Coolest Decor: Helix, 1430 Rhode Island Ave. NW (tel. 800/706-1202 or 202/462-9001; www.hotelhelix.com). In a town that takes itself too seriously, here are royal blue and orange countertops, curtained platform beds, floating entertainment centers, lava lamps, and Pop Rocks in the honor bar. This is hotel as entertainment.
Best Pool: L'Enfant Plaza, 480 L'Enfant Plaza (tel. 202/484-1000). The attractive outdoor pool (covered in the winter) is surrounded by potted flowering plants and has plenty of seating and, best of all, a snack bar. Many families opt for a room off the pool. (This is also a primo place to watch the Fourth of July fireworks!)
Best Hotel Food Deal for Kids, Coffee Shop: At the Holiday Inn on the Hill, 415 New Jersey Ave. NW (tel. 800/638-1116; www.hionthehilldc.com), guests 12 and under eat free in the on-site Senators Grille restaurant, where they can order their faves (pancakes, hot dogs, pizza, and the like) off the kids' menu at breakfast, lunch, and dinner. At the Grand Hyatt at Washington Convention Center, 1000 H St. NW (tel. 202/582-1234 or 800/233-1234; www.grandwashington.hyatt.com/hyatt/hotels), kids 3 and under eat for free in the Grand Cafe; kids 12 and under can order from the kids' menu or half portions from the regular menu.

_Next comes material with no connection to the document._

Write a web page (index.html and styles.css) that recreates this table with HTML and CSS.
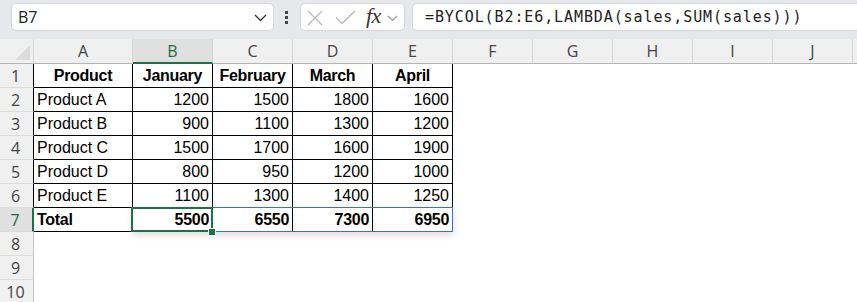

Most Welcoming to Pets: From April to October, The Holiday Inn Select in Old Town, 480 King St., Alexandria, Virginia (tel. 703/549-6080; www.ichotelsgroup.com/h/d/sl/1/en/hd/axeot), hosts Doggy Happy Hour every Tuesday and Thursday from 5 to 8pm. Bring Fido for water and biscuits while you enjoy free hors d'oeuvres in the brick courtyard.
Best for Athletic Families: The jocks and jockettes in your family will love the Omni Shoreham, 2500 Calvert St. NW (tel. 202/234-0700; www.omnihotels.com), for its oversize outdoor pool and extensive grounds for power walks or jogs. Exit the hotel's back door to Rock Creek Park's 10 miles of hiking and biking trails and its 1 1/2-mile fitness course with 18 exercise stations. You can also walk to the zoo.